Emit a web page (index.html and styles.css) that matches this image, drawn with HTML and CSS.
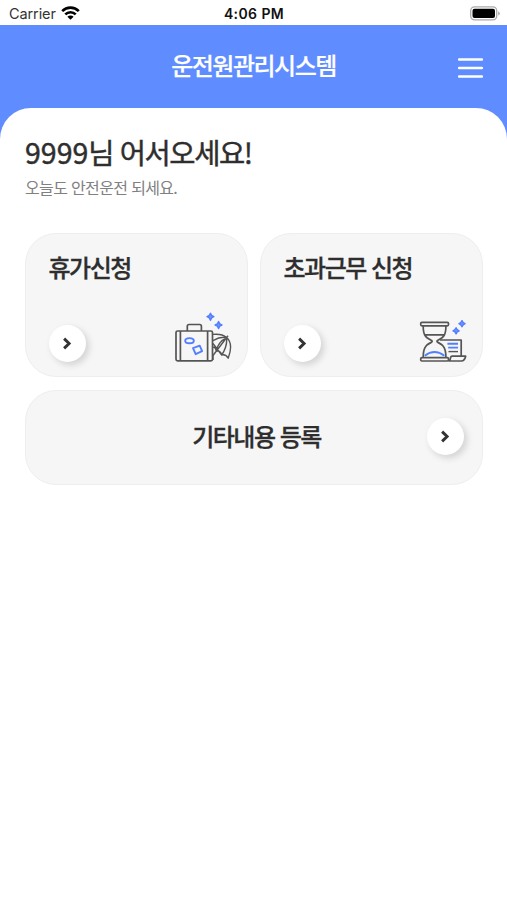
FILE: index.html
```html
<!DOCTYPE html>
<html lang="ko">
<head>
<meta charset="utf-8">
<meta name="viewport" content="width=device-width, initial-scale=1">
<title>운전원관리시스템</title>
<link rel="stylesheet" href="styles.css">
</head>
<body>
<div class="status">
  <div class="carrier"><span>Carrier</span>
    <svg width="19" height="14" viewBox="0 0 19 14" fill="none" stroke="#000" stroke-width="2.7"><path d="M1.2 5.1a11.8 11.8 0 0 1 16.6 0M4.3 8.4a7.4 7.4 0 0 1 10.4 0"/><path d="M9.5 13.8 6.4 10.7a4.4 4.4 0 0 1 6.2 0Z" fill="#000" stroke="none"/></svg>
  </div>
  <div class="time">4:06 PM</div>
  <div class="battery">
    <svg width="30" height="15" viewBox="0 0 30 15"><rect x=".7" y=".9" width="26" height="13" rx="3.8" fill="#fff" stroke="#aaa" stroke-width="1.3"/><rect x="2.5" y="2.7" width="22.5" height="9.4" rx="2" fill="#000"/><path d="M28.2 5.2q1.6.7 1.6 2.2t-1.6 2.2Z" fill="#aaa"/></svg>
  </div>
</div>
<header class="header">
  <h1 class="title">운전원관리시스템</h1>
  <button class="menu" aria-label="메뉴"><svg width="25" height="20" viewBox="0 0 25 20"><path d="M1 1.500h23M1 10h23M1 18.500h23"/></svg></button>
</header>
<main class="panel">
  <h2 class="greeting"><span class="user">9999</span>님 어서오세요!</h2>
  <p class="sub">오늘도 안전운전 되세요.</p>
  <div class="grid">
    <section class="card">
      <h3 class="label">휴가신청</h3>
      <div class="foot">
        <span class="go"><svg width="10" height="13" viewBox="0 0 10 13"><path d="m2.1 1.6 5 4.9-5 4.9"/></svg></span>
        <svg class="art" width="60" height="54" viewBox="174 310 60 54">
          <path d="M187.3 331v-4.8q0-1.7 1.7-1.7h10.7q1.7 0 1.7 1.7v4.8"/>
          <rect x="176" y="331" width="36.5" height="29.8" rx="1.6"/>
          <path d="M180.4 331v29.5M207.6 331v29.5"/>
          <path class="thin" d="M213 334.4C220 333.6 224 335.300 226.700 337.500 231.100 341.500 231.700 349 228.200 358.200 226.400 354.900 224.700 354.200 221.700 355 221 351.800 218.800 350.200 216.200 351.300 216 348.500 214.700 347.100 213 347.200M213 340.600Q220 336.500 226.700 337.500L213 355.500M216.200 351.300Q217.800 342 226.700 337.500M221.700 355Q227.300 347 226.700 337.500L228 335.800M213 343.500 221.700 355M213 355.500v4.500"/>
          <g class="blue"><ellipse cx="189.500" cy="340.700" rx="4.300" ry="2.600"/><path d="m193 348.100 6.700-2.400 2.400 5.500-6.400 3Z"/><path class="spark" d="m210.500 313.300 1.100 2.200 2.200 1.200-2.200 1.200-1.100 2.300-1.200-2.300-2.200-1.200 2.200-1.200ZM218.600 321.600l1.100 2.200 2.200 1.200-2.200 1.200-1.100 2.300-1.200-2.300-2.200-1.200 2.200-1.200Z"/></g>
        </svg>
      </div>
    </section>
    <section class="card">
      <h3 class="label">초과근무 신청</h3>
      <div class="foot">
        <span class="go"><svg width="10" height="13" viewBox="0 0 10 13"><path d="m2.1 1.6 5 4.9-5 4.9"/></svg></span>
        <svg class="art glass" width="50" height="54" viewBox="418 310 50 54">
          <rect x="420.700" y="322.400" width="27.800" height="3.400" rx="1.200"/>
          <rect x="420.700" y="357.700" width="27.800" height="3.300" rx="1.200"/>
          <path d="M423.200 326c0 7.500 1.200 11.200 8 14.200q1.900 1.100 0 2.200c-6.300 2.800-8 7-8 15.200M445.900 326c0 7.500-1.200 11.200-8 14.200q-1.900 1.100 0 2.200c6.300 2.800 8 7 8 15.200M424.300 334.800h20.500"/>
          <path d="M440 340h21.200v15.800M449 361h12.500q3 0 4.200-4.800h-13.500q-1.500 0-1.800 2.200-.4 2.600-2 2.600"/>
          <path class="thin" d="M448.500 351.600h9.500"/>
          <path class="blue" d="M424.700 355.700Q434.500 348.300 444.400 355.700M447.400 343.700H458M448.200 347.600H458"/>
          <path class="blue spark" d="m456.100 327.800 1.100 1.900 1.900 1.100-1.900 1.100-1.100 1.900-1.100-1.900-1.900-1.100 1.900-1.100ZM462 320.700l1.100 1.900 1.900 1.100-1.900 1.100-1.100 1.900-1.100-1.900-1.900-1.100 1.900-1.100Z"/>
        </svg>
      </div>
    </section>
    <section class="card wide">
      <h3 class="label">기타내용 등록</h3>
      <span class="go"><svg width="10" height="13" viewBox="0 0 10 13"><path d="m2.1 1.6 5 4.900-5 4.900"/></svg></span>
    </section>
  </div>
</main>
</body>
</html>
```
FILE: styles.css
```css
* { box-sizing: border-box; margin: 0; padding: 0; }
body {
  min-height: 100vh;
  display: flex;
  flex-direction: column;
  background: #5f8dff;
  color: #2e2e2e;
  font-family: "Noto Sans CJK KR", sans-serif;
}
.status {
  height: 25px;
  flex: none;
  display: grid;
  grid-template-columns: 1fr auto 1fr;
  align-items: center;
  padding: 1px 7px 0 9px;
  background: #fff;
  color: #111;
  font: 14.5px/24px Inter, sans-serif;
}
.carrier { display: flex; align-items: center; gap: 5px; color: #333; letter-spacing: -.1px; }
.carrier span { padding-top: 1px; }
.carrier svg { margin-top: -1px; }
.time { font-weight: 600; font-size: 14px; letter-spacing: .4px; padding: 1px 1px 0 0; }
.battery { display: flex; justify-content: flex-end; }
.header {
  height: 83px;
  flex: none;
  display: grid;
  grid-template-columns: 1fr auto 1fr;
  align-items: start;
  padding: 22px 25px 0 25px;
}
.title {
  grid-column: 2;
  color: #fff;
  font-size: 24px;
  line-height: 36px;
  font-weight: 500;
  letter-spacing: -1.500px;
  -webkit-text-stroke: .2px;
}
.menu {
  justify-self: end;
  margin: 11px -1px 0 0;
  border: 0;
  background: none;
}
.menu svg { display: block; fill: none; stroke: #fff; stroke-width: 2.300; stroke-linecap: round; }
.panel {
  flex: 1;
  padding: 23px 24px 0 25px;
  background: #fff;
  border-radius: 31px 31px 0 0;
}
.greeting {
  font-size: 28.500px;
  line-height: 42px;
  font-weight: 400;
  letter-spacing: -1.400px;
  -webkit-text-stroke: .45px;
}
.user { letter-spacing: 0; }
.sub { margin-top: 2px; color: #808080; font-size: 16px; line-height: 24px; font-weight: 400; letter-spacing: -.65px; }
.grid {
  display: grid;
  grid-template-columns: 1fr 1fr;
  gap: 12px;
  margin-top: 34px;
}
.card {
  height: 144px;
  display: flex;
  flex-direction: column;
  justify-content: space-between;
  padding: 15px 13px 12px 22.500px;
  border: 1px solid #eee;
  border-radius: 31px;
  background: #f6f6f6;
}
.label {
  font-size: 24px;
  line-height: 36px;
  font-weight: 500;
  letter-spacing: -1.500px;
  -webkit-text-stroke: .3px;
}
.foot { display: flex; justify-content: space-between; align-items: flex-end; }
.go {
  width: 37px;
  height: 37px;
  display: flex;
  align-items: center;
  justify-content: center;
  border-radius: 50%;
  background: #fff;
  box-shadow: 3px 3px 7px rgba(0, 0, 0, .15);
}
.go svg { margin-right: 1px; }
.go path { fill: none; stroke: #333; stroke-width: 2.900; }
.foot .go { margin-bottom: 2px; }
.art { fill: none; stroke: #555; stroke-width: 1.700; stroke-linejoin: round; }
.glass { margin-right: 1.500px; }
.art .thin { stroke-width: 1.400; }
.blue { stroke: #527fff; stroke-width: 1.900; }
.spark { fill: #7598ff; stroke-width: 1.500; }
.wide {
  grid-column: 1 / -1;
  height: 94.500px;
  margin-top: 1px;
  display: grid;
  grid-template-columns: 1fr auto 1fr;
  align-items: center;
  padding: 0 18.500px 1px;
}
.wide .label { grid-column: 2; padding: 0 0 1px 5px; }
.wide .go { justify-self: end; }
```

________________________

Within the data above, pick out all lines holding the word "styles".

## [Answer to this problem]
Emit a web page (index.html and styles.css) that matches this image, drawn with HTML and CSS.
<link rel="stylesheet" href="styles.css">
FILE: styles.css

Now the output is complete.